* [MATERIAL]
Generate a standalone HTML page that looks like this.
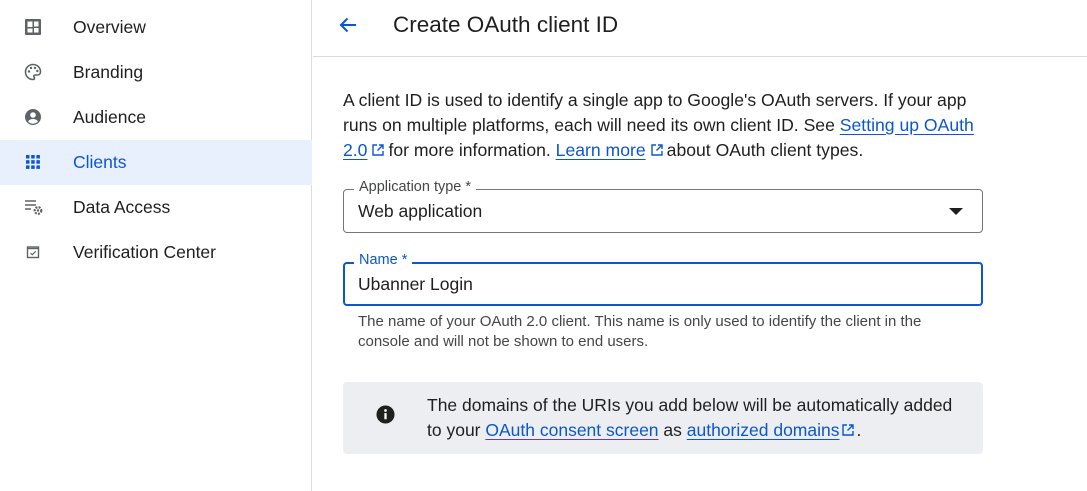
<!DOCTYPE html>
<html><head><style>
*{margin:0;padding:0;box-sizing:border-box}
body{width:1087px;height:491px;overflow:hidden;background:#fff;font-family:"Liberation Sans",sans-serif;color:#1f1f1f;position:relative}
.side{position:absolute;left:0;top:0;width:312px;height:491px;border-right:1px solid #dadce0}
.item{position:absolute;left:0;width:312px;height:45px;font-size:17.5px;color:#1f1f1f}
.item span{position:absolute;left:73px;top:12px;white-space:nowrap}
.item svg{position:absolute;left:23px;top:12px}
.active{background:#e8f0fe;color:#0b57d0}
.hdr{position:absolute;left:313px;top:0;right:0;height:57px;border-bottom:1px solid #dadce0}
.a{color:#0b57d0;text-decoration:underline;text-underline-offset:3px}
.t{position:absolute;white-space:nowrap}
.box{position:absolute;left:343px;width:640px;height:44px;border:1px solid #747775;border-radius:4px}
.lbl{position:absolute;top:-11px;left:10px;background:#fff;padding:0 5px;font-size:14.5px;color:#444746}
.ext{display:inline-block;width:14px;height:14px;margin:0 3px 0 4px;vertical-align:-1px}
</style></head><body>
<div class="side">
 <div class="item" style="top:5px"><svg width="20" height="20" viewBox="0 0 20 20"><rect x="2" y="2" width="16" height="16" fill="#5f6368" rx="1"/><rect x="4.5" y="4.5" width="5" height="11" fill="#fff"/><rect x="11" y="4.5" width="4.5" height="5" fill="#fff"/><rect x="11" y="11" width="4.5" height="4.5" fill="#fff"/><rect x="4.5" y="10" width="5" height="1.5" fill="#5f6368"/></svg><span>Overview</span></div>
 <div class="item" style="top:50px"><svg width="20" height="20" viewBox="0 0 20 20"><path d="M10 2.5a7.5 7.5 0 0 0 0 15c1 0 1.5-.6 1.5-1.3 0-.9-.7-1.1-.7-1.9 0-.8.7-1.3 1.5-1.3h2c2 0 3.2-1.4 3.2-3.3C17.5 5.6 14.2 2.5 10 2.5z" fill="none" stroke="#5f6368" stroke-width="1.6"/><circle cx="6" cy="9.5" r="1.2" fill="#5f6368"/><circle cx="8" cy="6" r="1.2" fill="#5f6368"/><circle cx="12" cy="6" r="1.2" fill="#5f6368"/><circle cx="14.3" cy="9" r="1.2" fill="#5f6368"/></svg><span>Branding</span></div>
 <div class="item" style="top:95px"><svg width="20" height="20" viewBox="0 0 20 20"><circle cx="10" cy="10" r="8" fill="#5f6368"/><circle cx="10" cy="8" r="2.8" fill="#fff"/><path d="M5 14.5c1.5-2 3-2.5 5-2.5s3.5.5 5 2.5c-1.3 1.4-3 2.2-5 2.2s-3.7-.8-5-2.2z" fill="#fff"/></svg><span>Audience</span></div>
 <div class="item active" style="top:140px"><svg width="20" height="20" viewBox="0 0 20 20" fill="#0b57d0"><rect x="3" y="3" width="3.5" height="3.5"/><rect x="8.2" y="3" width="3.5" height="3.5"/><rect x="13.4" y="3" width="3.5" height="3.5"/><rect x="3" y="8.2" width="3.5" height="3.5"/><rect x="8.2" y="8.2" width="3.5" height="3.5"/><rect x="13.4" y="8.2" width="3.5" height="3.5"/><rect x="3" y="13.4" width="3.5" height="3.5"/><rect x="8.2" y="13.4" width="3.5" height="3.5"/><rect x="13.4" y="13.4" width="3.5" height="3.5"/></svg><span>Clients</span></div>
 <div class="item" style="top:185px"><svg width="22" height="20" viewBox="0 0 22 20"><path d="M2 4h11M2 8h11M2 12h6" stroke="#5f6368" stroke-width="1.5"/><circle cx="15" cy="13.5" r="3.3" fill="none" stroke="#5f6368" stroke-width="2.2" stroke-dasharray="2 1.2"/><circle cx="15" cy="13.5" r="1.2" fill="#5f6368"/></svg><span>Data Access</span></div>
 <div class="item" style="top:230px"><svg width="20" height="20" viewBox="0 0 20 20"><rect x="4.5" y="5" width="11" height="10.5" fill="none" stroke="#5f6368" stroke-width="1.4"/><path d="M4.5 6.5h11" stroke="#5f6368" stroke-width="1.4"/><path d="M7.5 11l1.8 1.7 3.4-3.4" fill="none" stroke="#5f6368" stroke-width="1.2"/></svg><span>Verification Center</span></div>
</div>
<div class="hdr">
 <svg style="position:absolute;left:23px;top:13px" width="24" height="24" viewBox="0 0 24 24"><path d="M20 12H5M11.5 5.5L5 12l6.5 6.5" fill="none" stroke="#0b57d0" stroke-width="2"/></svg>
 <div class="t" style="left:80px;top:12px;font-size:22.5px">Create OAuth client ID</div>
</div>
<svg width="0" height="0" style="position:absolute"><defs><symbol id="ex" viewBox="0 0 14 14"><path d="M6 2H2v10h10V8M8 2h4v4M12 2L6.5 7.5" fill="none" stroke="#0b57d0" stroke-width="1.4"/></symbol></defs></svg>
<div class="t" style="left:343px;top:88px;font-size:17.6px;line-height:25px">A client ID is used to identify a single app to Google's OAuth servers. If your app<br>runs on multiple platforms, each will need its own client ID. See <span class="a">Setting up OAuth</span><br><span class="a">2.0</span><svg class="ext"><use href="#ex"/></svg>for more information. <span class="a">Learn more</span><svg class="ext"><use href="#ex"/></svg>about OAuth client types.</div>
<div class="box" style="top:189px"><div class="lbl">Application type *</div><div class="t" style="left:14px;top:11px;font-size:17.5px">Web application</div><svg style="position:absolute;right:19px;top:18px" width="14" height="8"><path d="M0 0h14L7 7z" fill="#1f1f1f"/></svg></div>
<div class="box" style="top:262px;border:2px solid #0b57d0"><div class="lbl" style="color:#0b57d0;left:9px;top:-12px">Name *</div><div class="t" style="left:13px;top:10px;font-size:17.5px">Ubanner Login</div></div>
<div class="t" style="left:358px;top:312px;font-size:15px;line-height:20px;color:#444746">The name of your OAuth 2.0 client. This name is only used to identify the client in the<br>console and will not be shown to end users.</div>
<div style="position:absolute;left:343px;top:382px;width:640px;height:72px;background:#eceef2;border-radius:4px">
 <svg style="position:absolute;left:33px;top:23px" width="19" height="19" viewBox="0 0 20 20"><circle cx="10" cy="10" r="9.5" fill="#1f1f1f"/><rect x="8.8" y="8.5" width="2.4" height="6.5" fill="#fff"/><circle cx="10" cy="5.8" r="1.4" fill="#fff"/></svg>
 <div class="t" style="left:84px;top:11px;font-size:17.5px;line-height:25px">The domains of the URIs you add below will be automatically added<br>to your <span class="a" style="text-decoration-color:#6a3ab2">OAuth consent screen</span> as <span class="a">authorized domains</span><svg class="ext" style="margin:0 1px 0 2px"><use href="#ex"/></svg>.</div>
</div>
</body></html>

* [INSTRUCTIONS TO FOLLOW] Copy the data exactly. Any picture it contains is to be omitted.

* [EXERCISE RESPONSE]
Generate a standalone HTML page that looks like this.
<!DOCTYPE html>
<html><head><style>
*{margin:0;padding:0;box-sizing:border-box}
body{width:1087px;height:491px;overflow:hidden;background:#fff;font-family:"Liberation Sans",sans-serif;color:#1f1f1f;position:relative}
.side{position:absolute;left:0;top:0;width:312px;height:491px;border-right:1px solid #dadce0}
.item{position:absolute;left:0;width:312px;height:45px;font-size:17.5px;color:#1f1f1f}
.item span{position:absolute;left:73px;top:12px;white-space:nowrap}
.item svg{position:absolute;left:23px;top:12px}
.active{background:#e8f0fe;color:#0b57d0}
.hdr{position:absolute;left:313px;top:0;right:0;height:57px;border-bottom:1px solid #dadce0}
.a{color:#0b57d0;text-decoration:underline;text-underline-offset:3px}
.t{position:absolute;white-space:nowrap}
.box{position:absolute;left:343px;width:640px;height:44px;border:1px solid #747775;border-radius:4px}
.lbl{position:absolute;top:-11px;left:10px;background:#fff;padding:0 5px;font-size:14.5px;color:#444746}
.ext{display:inline-block;width:14px;height:14px;margin:0 3px 0 4px;vertical-align:-1px}
</style></head><body>
<div class="side">
 <div class="item" style="top:5px"><svg width="20" height="20" viewBox="0 0 20 20"><rect x="2" y="2" width="16" height="16" fill="#5f6368" rx="1"/><rect x="4.5" y="4.5" width="5" height="11" fill="#fff"/><rect x="11" y="4.5" width="4.5" height="5" fill="#fff"/><rect x="11" y="11" width="4.5" height="4.5" fill="#fff"/><rect x="4.5" y="10" width="5" height="1.5" fill="#5f6368"/></svg><span>Overview</span></div>
 <div class="item" style="top:50px"><svg width="20" height="20" viewBox="0 0 20 20"><path d="M10 2.5a7.5 7.5 0 0 0 0 15c1 0 1.5-.6 1.5-1.3 0-.9-.7-1.1-.7-1.9 0-.8.7-1.3 1.5-1.3h2c2 0 3.2-1.4 3.2-3.3C17.5 5.6 14.2 2.5 10 2.5z" fill="none" stroke="#5f6368" stroke-width="1.6"/><circle cx="6" cy="9.5" r="1.2" fill="#5f6368"/><circle cx="8" cy="6" r="1.2" fill="#5f6368"/><circle cx="12" cy="6" r="1.2" fill="#5f6368"/><circle cx="14.3" cy="9" r="1.2" fill="#5f6368"/></svg><span>Branding</span></div>
 <div class="item" style="top:95px"><svg width="20" height="20" viewBox="0 0 20 20"><circle cx="10" cy="10" r="8" fill="#5f6368"/><circle cx="10" cy="8" r="2.8" fill="#fff"/><path d="M5 14.5c1.5-2 3-2.5 5-2.5s3.5.5 5 2.5c-1.3 1.4-3 2.2-5 2.2s-3.7-.8-5-2.2z" fill="#fff"/></svg><span>Audience</span></div>
 <div class="item active" style="top:140px"><svg width="20" height="20" viewBox="0 0 20 20" fill="#0b57d0"><rect x="3" y="3" width="3.5" height="3.5"/><rect x="8.2" y="3" width="3.5" height="3.5"/><rect x="13.4" y="3" width="3.5" height="3.5"/><rect x="3" y="8.2" width="3.5" height="3.5"/><rect x="8.2" y="8.2" width="3.5" height="3.5"/><rect x="13.4" y="8.2" width="3.5" height="3.5"/><rect x="3" y="13.4" width="3.5" height="3.5"/><rect x="8.2" y="13.4" width="3.5" height="3.5"/><rect x="13.4" y="13.4" width="3.5" height="3.5"/></svg><span>Clients</span></div>
 <div class="item" style="top:185px"><svg width="22" height="20" viewBox="0 0 22 20"><path d="M2 4h11M2 8h11M2 12h6" stroke="#5f6368" stroke-width="1.5"/><circle cx="15" cy="13.5" r="3.3" fill="none" stroke="#5f6368" stroke-width="2.2" stroke-dasharray="2 1.2"/><circle cx="15" cy="13.5" r="1.2" fill="#5f6368"/></svg><span>Data Access</span></div>
 <div class="item" style="top:230px"><svg width="20" height="20" viewBox="0 0 20 20"><rect x="4.5" y="5" width="11" height="10.5" fill="none" stroke="#5f6368" stroke-width="1.4"/><path d="M4.5 6.5h11" stroke="#5f6368" stroke-width="1.4"/><path d="M7.5 11l1.8 1.7 3.4-3.4" fill="none" stroke="#5f6368" stroke-width="1.2"/></svg><span>Verification Center</span></div>
</div>
<div class="hdr">
 <svg style="position:absolute;left:23px;top:13px" width="24" height="24" viewBox="0 0 24 24"><path d="M20 12H5M11.5 5.5L5 12l6.5 6.5" fill="none" stroke="#0b57d0" stroke-width="2"/></svg>
 <div class="t" style="left:80px;top:12px;font-size:22.5px">Create OAuth client ID</div>
</div>
<svg width="0" height="0" style="position:absolute"><defs><symbol id="ex" viewBox="0 0 14 14"><path d="M6 2H2v10h10V8M8 2h4v4M12 2L6.5 7.5" fill="none" stroke="#0b57d0" stroke-width="1.4"/></symbol></defs></svg>
<div class="t" style="left:343px;top:88px;font-size:17.6px;line-height:25px">A client ID is used to identify a single app to Google's OAuth servers. If your app<br>runs on multiple platforms, each will need its own client ID. See <span class="a">Setting up OAuth</span><br><span class="a">2.0</span><svg class="ext"><use href="#ex"/></svg>for more information. <span class="a">Learn more</span><svg class="ext"><use href="#ex"/></svg>about OAuth client types.</div>
<div class="box" style="top:189px"><div class="lbl">Application type *</div><div class="t" style="left:14px;top:11px;font-size:17.5px">Web application</div><svg style="position:absolute;right:19px;top:18px" width="14" height="8"><path d="M0 0h14L7 7z" fill="#1f1f1f"/></svg></div>
<div class="box" style="top:262px;border:2px solid #0b57d0"><div class="lbl" style="color:#0b57d0;left:9px;top:-12px">Name *</div><div class="t" style="left:13px;top:10px;font-size:17.5px">Ubanner Login</div></div>
<div class="t" style="left:358px;top:312px;font-size:15px;line-height:20px;color:#444746">The name of your OAuth 2.0 client. This name is only used to identify the client in the<br>console and will not be shown to end users.</div>
<div style="position:absolute;left:343px;top:382px;width:640px;height:72px;background:#eceef2;border-radius:4px">
 <svg style="position:absolute;left:33px;top:23px" width="19" height="19" viewBox="0 0 20 20"><circle cx="10" cy="10" r="9.5" fill="#1f1f1f"/><rect x="8.8" y="8.5" width="2.4" height="6.5" fill="#fff"/><circle cx="10" cy="5.8" r="1.4" fill="#fff"/></svg>
 <div class="t" style="left:84px;top:11px;font-size:17.5px;line-height:25px">The domains of the URIs you add below will be automatically added<br>to your <span class="a" style="text-decoration-color:#6a3ab2">OAuth consent screen</span> as <span class="a">authorized domains</span><svg class="ext" style="margin:0 1px 0 2px"><use href="#ex"/></svg>.</div>
</div>
</body></html>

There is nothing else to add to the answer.